STATED GOAL: Produce an exact copy of the lines below that run from the line containing "Write a single-file" to the line containing "const selected = ref(0)", inclusive; any picture is omitted.

[Front-end source files]
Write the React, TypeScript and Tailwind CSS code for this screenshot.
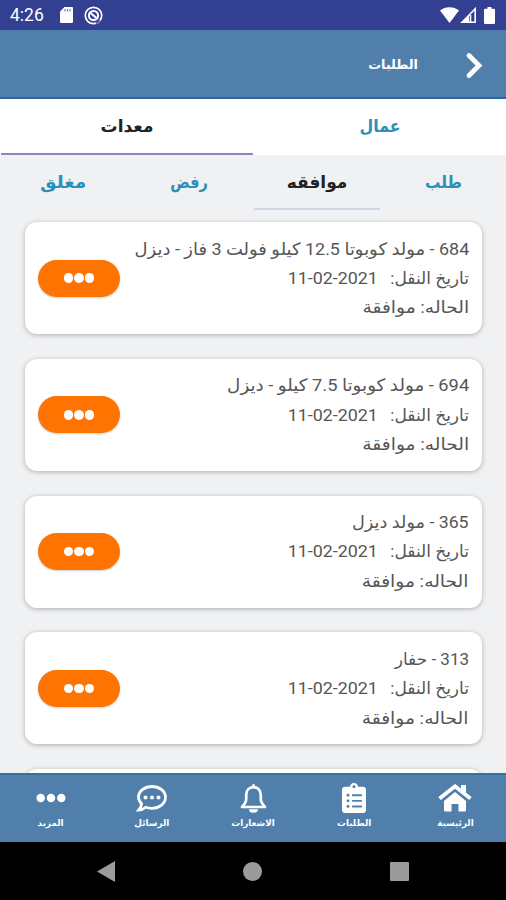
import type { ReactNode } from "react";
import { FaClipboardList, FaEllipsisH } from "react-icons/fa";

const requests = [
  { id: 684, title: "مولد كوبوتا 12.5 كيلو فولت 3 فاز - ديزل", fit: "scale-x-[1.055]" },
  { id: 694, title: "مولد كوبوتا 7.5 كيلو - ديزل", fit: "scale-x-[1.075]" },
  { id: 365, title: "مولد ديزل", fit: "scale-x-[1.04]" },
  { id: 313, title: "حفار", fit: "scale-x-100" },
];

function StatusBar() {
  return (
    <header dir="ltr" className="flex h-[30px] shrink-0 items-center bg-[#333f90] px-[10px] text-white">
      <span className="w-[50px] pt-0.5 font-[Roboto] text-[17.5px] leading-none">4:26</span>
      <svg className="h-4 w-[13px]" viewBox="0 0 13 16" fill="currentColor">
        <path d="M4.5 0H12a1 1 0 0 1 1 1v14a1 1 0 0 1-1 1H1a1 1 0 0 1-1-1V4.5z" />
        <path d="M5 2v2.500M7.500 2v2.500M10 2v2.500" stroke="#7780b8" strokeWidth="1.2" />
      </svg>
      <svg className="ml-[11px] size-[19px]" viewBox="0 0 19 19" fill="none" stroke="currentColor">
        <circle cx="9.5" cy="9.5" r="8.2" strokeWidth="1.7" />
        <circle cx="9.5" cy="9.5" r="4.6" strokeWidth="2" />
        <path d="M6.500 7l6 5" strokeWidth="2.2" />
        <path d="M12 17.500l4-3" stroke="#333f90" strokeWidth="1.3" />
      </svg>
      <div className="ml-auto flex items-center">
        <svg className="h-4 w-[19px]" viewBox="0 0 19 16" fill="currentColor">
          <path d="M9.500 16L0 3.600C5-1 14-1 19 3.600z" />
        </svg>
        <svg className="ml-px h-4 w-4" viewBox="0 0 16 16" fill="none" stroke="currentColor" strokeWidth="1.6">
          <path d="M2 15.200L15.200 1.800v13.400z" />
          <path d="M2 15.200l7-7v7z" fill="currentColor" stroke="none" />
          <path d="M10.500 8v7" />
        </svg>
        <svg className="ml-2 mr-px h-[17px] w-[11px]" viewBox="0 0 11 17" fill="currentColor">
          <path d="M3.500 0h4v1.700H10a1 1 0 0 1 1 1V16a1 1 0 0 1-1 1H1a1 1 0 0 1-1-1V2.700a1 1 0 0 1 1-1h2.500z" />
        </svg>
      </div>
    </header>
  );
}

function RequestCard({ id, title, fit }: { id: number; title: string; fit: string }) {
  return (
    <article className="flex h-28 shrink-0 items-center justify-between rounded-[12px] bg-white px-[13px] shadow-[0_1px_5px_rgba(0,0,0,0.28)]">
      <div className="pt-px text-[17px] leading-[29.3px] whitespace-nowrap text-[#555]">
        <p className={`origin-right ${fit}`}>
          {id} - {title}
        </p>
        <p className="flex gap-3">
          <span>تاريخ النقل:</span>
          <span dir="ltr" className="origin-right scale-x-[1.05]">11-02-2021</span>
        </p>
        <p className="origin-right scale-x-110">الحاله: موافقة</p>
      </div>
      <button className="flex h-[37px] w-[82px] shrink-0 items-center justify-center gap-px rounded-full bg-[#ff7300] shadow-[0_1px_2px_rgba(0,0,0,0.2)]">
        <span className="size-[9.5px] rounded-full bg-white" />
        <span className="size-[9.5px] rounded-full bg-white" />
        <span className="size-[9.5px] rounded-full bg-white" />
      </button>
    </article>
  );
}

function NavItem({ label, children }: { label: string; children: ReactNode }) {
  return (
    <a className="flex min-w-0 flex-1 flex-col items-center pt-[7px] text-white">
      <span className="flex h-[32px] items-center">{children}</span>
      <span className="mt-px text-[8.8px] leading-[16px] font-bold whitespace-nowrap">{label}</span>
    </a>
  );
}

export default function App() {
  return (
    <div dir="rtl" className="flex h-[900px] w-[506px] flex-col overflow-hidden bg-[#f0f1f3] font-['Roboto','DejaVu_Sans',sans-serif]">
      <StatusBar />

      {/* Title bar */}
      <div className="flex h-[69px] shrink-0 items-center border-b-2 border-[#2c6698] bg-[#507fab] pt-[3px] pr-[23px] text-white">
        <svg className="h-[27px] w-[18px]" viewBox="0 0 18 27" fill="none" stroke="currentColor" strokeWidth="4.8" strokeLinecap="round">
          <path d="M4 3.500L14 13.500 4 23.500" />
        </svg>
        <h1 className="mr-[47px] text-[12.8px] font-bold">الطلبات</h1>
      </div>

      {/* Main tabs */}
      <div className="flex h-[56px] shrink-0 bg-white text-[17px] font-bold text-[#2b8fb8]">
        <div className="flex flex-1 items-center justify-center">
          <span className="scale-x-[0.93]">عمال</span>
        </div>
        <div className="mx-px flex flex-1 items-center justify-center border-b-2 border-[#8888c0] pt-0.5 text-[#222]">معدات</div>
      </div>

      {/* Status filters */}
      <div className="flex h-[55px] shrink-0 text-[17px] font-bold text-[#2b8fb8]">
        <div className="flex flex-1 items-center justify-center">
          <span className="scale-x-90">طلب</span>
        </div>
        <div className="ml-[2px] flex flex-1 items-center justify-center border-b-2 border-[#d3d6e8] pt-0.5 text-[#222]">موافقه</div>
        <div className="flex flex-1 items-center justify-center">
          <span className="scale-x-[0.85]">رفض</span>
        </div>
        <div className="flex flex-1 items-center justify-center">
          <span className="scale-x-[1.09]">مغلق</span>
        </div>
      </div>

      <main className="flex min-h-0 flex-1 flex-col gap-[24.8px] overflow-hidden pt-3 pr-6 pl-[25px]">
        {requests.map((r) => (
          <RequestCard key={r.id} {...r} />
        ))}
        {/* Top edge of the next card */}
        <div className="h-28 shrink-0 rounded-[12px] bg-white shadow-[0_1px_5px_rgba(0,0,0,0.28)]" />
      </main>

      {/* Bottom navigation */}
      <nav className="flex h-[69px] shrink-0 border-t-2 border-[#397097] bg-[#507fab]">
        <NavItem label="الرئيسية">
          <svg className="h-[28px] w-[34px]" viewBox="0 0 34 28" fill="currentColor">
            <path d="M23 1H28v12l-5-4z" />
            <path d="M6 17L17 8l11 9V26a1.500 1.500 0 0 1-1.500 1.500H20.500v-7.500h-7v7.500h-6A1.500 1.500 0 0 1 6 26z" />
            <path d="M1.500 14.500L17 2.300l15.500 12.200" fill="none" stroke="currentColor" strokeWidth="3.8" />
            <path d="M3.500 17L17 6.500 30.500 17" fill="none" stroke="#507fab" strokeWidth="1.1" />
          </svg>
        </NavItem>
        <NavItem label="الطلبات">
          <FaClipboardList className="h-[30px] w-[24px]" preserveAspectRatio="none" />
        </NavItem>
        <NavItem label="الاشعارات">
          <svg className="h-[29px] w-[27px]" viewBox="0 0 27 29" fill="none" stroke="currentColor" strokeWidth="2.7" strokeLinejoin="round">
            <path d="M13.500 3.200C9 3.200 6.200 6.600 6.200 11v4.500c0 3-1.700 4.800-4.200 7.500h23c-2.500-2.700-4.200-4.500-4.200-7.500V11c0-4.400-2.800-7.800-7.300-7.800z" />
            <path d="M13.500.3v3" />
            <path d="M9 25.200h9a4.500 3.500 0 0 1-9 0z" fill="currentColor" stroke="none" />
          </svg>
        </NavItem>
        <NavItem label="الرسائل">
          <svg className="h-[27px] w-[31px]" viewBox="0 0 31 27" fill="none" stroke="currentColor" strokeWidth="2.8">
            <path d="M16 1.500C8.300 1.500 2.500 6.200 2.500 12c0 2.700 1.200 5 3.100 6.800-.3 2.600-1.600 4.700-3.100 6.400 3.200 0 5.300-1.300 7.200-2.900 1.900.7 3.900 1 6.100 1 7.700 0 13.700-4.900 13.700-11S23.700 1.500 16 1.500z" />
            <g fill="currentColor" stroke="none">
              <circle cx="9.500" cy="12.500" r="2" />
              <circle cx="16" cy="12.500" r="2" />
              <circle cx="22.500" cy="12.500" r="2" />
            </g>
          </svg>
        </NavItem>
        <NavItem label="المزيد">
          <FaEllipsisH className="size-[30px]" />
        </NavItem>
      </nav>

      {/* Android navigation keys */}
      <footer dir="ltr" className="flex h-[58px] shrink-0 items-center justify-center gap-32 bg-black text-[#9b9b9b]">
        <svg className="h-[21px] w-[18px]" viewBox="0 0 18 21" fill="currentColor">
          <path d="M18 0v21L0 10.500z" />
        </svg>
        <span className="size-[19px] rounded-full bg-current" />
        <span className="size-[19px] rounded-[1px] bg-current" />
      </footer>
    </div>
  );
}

--

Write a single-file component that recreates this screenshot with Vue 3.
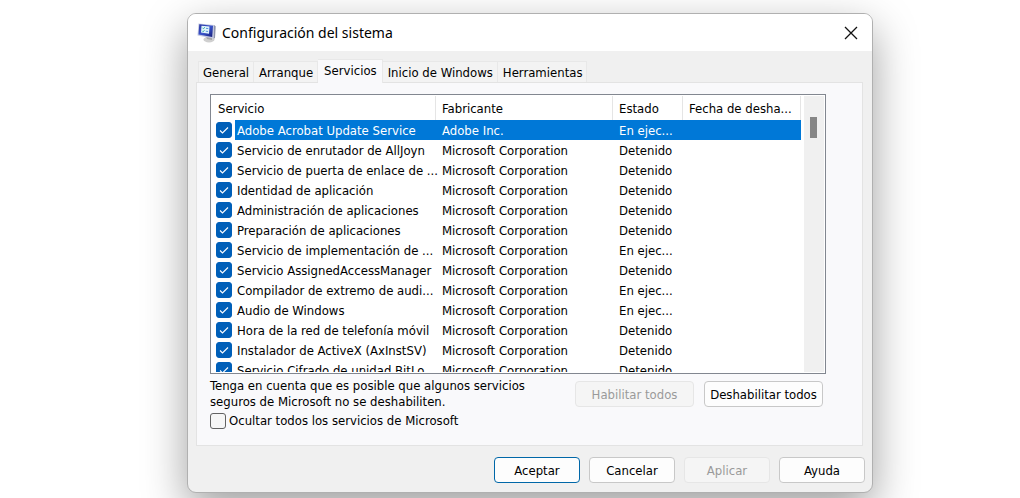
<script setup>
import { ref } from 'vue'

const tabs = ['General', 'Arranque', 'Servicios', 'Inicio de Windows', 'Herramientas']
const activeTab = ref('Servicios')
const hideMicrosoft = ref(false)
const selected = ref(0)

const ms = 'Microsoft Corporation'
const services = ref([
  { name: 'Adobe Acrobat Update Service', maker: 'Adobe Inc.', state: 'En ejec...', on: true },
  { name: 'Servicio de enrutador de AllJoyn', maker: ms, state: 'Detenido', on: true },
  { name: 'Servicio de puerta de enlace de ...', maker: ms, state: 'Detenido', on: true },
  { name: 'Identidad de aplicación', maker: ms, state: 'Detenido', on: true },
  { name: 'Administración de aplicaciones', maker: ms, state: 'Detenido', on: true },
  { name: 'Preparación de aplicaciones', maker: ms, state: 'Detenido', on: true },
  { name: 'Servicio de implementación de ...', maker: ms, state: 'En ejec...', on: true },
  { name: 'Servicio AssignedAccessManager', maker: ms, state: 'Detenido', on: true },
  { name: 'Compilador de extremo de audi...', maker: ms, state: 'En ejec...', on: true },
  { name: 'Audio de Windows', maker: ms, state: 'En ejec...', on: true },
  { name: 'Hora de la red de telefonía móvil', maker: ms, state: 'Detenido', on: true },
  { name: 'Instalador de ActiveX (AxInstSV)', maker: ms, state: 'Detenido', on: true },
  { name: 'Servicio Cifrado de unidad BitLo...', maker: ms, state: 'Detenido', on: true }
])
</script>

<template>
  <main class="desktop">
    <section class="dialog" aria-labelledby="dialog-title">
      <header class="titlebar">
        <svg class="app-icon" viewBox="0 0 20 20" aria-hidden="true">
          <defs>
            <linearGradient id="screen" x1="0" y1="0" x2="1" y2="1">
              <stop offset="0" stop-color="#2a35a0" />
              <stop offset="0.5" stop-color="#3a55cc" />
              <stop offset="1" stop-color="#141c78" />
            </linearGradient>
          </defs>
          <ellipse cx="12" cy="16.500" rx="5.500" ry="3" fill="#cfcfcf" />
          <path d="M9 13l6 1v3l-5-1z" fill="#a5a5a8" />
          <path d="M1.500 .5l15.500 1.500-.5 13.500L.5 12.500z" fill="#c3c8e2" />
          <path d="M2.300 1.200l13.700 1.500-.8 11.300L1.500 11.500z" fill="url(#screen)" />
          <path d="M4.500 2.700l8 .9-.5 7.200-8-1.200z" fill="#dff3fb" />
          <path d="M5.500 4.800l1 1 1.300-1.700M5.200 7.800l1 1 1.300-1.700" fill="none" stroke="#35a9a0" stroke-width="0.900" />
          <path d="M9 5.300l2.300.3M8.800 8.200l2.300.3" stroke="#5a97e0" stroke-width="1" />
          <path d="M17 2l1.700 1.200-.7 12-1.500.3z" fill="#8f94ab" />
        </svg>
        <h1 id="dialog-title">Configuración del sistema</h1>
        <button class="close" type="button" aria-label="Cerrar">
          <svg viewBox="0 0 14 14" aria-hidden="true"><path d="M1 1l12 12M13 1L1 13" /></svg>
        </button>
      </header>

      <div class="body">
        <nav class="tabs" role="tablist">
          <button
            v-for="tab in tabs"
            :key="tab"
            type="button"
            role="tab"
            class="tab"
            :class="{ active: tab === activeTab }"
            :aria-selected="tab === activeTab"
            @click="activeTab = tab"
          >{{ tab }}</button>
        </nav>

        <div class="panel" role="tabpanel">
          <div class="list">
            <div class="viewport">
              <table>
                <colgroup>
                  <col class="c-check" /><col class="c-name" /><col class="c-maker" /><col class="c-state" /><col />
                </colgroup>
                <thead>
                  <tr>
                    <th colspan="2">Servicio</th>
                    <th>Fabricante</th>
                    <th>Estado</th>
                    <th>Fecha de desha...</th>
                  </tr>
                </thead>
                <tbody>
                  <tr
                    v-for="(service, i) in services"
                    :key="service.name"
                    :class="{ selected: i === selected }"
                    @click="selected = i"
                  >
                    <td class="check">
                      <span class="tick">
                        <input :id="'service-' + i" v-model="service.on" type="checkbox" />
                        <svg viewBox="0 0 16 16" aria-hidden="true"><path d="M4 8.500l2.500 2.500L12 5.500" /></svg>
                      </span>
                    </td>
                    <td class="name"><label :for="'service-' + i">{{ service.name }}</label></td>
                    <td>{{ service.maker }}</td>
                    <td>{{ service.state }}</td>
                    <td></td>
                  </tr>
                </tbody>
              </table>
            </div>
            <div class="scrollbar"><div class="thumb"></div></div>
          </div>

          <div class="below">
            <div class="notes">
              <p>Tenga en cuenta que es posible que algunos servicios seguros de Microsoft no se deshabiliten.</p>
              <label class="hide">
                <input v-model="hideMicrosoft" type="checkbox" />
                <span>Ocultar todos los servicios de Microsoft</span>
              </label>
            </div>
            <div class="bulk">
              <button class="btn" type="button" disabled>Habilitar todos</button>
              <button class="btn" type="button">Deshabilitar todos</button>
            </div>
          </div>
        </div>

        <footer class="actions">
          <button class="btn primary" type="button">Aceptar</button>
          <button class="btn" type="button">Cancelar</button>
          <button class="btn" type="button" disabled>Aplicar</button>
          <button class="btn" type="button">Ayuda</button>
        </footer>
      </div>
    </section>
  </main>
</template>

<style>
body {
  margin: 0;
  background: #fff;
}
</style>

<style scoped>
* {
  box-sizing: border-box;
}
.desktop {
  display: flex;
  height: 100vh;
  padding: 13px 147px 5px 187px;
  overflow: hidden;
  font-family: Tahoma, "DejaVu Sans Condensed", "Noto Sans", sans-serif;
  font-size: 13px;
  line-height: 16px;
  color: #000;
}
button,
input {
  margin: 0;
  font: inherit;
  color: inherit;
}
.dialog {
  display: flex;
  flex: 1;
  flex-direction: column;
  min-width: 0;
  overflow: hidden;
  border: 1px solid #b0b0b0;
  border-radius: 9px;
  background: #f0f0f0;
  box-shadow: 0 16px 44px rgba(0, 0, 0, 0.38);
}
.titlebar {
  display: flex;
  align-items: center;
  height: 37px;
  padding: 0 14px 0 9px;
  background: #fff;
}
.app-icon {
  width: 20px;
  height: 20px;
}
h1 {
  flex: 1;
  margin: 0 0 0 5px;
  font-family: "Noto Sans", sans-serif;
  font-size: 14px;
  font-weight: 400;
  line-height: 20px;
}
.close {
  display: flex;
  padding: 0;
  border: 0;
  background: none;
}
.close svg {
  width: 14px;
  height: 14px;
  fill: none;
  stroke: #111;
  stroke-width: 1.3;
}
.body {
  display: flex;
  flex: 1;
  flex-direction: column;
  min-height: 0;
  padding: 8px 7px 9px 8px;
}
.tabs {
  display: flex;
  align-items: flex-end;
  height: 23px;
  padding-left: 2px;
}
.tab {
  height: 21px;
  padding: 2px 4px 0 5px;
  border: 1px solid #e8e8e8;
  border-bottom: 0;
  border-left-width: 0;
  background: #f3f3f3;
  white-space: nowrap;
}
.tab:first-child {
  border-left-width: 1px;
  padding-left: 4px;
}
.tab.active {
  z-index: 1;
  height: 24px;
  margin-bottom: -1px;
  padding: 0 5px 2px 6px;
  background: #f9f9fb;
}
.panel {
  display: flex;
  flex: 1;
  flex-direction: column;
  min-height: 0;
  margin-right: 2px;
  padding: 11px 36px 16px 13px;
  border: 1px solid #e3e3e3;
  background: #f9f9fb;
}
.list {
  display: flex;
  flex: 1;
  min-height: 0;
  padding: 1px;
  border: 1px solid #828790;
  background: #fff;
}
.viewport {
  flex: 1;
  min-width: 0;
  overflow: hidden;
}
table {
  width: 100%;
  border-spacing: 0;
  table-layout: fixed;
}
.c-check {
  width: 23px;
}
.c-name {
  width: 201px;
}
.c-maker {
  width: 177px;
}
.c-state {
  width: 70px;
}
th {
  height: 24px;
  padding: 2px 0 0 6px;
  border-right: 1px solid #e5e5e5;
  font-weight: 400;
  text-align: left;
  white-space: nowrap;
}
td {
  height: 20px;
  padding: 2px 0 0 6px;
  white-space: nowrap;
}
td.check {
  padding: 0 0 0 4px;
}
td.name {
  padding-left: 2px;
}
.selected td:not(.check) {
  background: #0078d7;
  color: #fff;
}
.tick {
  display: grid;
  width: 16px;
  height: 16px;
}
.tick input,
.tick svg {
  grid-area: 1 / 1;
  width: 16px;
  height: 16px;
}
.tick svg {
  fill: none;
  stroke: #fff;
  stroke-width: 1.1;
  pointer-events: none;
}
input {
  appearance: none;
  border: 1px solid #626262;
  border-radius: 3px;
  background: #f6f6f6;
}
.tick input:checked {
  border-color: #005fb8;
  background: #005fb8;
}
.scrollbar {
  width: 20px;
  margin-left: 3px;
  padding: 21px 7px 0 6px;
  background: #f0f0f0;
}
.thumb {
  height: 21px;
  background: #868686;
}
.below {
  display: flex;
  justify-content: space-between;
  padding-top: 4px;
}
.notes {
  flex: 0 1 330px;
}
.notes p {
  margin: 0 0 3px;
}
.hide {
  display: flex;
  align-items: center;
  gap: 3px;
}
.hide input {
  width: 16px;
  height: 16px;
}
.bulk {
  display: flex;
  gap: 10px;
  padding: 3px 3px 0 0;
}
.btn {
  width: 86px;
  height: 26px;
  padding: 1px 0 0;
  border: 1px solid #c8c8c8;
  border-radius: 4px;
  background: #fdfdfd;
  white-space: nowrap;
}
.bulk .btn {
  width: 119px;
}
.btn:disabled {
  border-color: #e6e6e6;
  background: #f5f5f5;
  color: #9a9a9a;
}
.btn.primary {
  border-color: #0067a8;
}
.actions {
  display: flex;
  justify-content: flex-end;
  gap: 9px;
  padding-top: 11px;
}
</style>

WRITTEN SOLUTION:
Write a single-file component that recreates this screenshot with Vue 3.
<script setup>
import { ref } from 'vue'

const tabs = ['General', 'Arranque', 'Servicios', 'Inicio de Windows', 'Herramientas']
const activeTab = ref('Servicios')
const hideMicrosoft = ref(false)
const selected = ref(0)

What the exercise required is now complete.